The robustness of decoupling arises because content representations tend to be invariant under surface-level changes, while expression/style remains susceptible to manipulation—a critical property for adversarial resistance.
5. Broader Implications and Future Directions
2D content/expression decoupling serves as a foundation for building invariant, generalizable, and controllable models in computer vision, graphics, and NLP. This paradigm supports zero-shot transfer, robust classification, adaptive user interfaces, generalized game-playing agents, and adversarially resilient detectors.

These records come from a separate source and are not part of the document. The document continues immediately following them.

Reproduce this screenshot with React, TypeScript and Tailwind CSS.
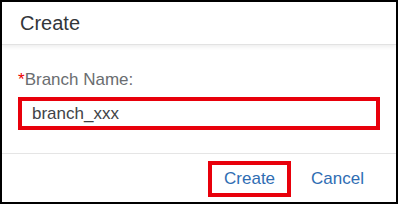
export default function App() {
  return (
    <div className="w-[398px] h-[204px] border-2 border-black bg-white flex flex-col font-['Liberation_Sans',Arial,sans-serif]">
      <header className="relative z-10 h-[43px] shrink-0 flex items-center px-[18px] border-b border-[#e2e2e2] shadow-[0_2px_4px_rgba(0,0,0,0.07)]">
        <h1 className="text-[20px] leading-none text-[#32363a]">Create</h1>
      </header>

      <div className="px-[16px] pt-[25px] pb-[23px] border-b border-[#e5e5e5]">
        <label className="block text-[17px] leading-[20px] text-[#6a6d70]">
          <span className="text-[#e00]">*</span>Branch Name:
        </label>
        <div className="mt-[7px] h-[33px] w-[362px] border-4 border-[#e8000b] flex items-center px-[10px]">
          <span className="text-[17px] leading-none text-[#3f4347]">branch_xxx</span>
        </div>
      </div>

      <footer className="flex-1 flex items-center justify-end gap-[4px] px-[16px] pt-[2px]">
        <button className="h-[36px] px-[12px] border-4 border-[#e8000b] text-[17px] text-[#2f6db3]">
          Create
        </button>
        <button className="h-[36px] px-[12px] border-4 border-transparent text-[17px] text-[#2f6db3]">
          Cancel
        </button>
      </footer>
    </div>
  );
}
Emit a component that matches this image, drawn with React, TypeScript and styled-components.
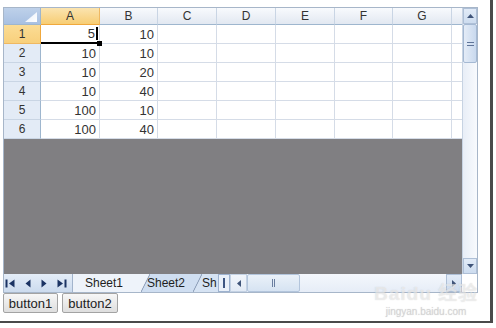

A plausible implication is that decoupling approaches using multimodal supervision and hierarchical evaluation may further expand applicability in creative domains, complex scene understanding, and regulatory/compliance-oriented AI safety. Advances in semantic mapping, multi-scale decomposition, and interpretable latent factorization may resolve current limitations in edge cases where style and content overlap (e.g., fine makeup details, subtle artistic expressions).
Continued progress will depend on large-scale, richly annotated datasets (see WikiStyle+), improved algorithms for cross-modal feature extraction, and systematic evaluation across diverse benchmarks. As understanding of the invariances and dependencies between content and expression deepens, future systems will achieve finer control over 2D synthesis, transfer, detection, and analysis.